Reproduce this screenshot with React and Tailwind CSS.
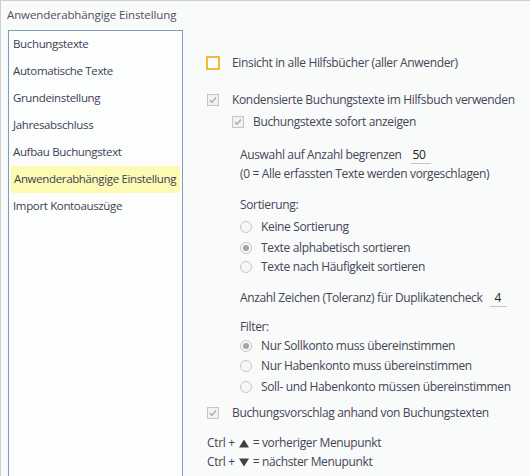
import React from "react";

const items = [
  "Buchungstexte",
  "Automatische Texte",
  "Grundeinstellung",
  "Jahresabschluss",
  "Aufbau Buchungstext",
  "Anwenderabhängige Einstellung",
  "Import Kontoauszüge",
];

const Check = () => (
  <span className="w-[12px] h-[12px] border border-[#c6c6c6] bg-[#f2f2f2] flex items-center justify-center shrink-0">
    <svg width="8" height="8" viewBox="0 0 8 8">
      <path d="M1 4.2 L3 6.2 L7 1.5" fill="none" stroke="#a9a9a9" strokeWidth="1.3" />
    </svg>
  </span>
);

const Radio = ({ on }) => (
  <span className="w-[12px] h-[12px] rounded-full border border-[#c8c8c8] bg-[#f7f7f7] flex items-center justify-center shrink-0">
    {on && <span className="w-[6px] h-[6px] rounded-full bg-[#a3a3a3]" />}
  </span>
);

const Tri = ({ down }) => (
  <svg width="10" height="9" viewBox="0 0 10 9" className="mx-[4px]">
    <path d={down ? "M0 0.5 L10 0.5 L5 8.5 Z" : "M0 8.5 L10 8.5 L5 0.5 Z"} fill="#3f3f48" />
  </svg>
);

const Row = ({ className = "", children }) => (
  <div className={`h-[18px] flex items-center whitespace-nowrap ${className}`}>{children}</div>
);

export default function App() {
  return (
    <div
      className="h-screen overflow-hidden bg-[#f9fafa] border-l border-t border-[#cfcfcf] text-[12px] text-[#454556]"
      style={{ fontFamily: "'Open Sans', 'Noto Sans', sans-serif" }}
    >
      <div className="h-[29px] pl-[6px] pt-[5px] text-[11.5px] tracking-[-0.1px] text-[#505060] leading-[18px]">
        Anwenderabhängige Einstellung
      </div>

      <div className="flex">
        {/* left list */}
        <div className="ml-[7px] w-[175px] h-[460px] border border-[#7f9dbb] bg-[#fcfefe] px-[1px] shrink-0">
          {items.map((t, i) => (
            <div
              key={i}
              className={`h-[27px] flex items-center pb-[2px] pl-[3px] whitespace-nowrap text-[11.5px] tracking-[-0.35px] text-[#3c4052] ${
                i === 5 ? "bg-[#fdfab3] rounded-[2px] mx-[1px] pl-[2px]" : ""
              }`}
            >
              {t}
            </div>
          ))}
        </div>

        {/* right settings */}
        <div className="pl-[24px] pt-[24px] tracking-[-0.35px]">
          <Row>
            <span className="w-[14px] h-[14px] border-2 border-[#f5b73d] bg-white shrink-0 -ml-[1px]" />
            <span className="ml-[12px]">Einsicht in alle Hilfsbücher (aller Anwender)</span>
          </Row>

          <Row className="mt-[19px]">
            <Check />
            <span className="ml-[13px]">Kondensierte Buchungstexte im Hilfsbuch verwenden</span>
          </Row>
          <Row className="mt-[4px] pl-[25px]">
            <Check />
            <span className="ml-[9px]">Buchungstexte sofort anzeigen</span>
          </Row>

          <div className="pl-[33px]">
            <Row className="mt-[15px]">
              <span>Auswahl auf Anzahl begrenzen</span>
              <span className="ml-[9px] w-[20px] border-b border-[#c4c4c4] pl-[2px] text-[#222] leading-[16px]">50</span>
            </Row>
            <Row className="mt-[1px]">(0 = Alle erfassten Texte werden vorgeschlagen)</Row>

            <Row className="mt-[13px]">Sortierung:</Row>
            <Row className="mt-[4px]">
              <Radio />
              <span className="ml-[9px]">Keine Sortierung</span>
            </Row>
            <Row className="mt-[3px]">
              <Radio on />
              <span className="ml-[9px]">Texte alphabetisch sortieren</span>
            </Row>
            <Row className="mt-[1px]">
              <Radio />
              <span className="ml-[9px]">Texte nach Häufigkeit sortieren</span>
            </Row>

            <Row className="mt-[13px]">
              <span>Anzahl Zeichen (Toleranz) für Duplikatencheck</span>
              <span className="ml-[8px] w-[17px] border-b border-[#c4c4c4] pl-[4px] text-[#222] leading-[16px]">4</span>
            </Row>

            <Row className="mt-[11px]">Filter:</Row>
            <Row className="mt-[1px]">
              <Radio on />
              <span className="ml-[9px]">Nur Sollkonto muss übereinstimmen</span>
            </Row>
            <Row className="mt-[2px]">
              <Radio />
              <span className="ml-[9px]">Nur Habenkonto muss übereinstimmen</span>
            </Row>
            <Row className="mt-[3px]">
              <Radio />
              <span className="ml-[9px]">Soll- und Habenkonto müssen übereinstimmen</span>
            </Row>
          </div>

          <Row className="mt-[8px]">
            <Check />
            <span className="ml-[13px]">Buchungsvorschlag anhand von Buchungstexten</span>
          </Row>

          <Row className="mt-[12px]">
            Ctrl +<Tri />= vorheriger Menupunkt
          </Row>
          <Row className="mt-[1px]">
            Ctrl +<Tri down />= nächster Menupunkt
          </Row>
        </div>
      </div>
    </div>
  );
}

* * *

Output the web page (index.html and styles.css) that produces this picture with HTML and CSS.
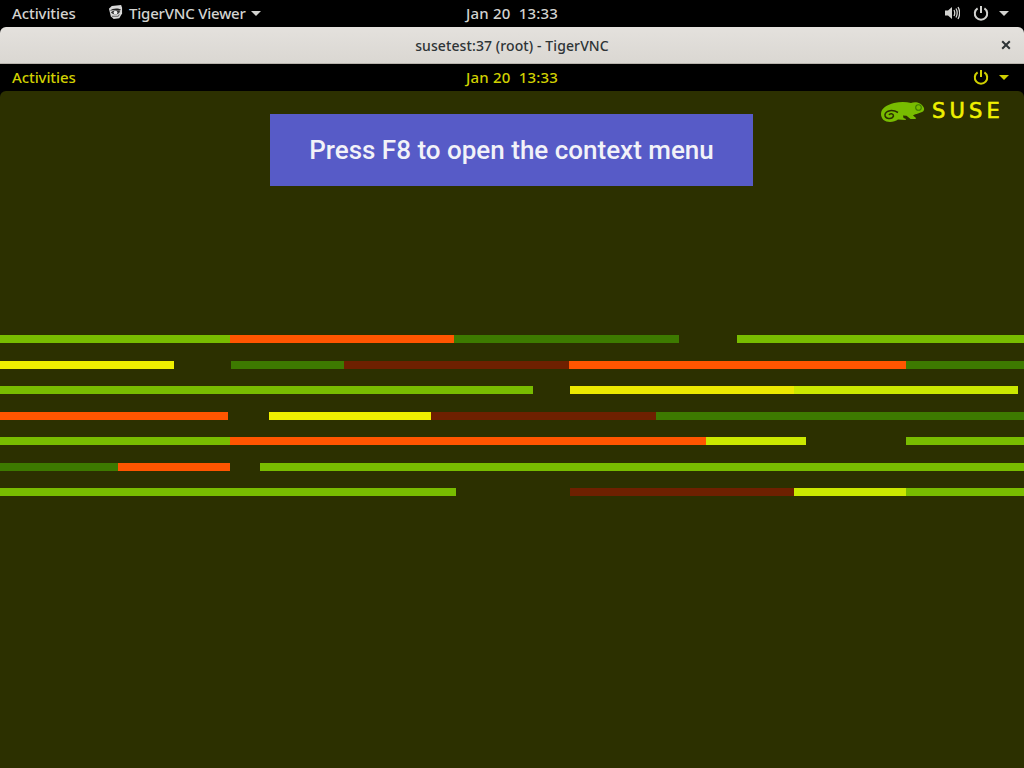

...

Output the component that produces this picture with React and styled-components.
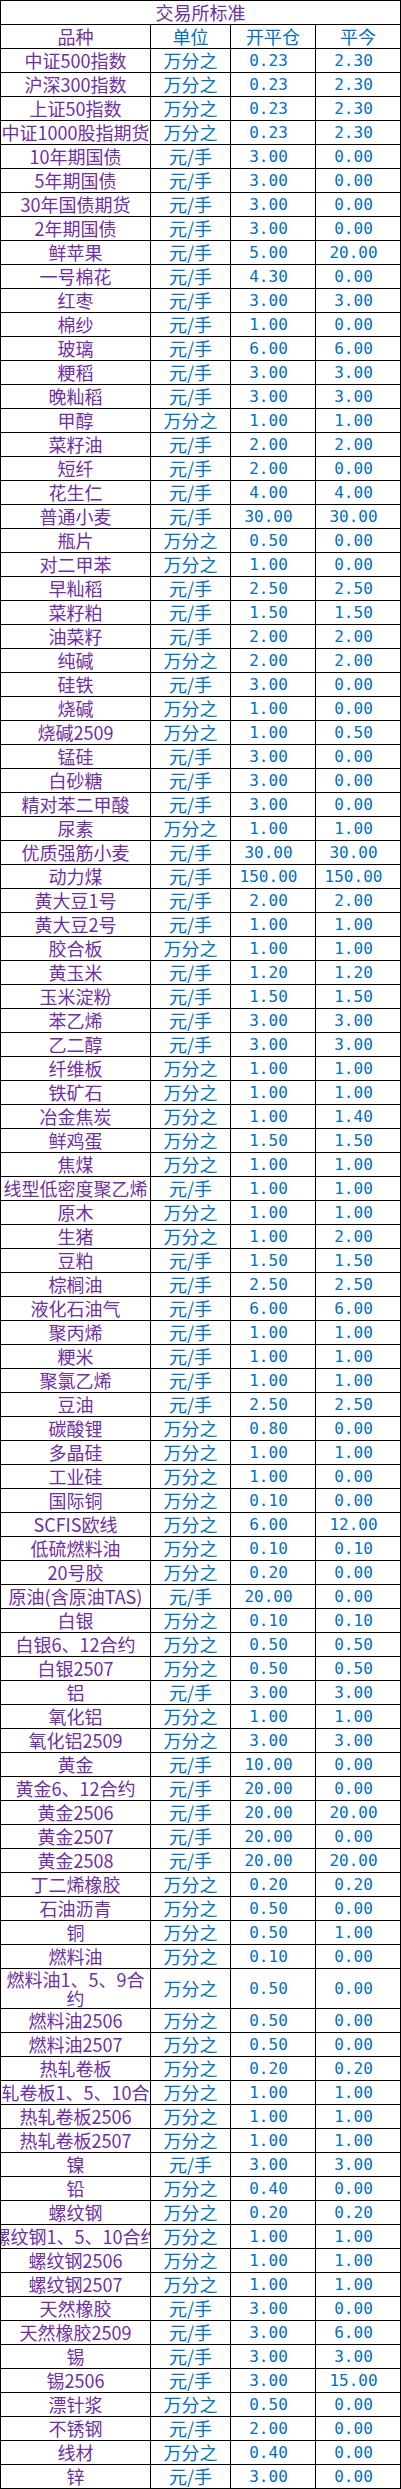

[Problem description]: Go through the data and gather every line that holds "with".

[Exercise result]:
Reproduce this screenshot with React and Tailwind CSS.
Output the web page (index.html and styles.css) that produces this picture with HTML and CSS.
Output the component that produces this picture with React and styled-components.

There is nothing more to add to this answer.